Wayne: The problem we faced when combining a PLB with an AIS is you only have a couple of LEDs to indicate what's happening with all the functionalities. That’s why we concentrated so heavily on the quick start guide and manual. Our product manager created the first draft. The manual literally went around the whole department, with everyone offering many iterative improvements.
How many people were involved in the design and how do you work together?
Wayne: We started with a team of three – our product designer and mechanical engineer, our electronics engineer and a software engineer. Once we got the core product and passed that into type approval testing process, the team grew to around eight people so that we could create the test and manufacturing systems required to put the PLB3 onto the production line.
All design effort was in-house – the only thing we subcontract is PCB assembly. Our partner for that also had to invest in research and development to get the right things in place so they could run the PLB3’s highly miniaturised boards through their surface-mount machine.
Every decision we make, and every idea proposed is talked through by the design group. We ask – is this going to affect the way it performs when it comes to crunch time? Is it going to stop the product from working and saving somebody's life?
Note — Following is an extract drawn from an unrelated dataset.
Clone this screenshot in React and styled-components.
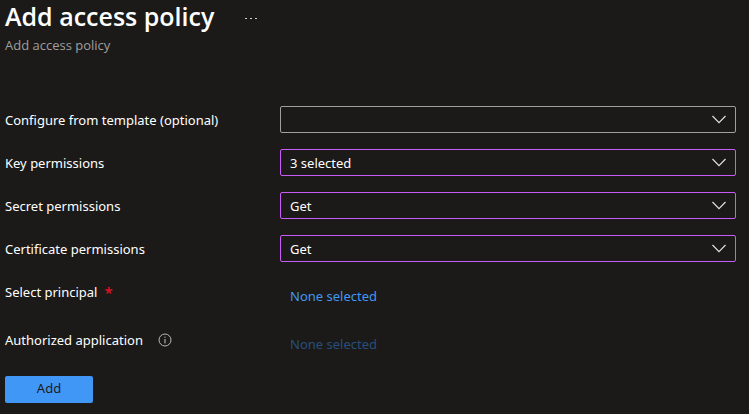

Diligence doesn't just stop at the design stage. We have a fantastic team – some of the best engineers I've worked alongside in my career. They're all superbly conscientious and maintain a close interest long after a product leaves R&D and moves into production. We take very seriously that responsibility of creating products to save lives – it is a good feeling to know we can make a difference.
How will the design elements created for the PLB3 influence the rest of the range?
Mickele: The PLB3 was the foundation product for a whole new series of EPIRBs that we also launched at METSTRADE last year including the EPIRB3 for Ocean Signal and DAME Award nominated ACR GlobalFix V5 EPIRB. By starting with the very challenging size of the PLB3 it’s provided an obvious path to bring on other similarly capable products in the range.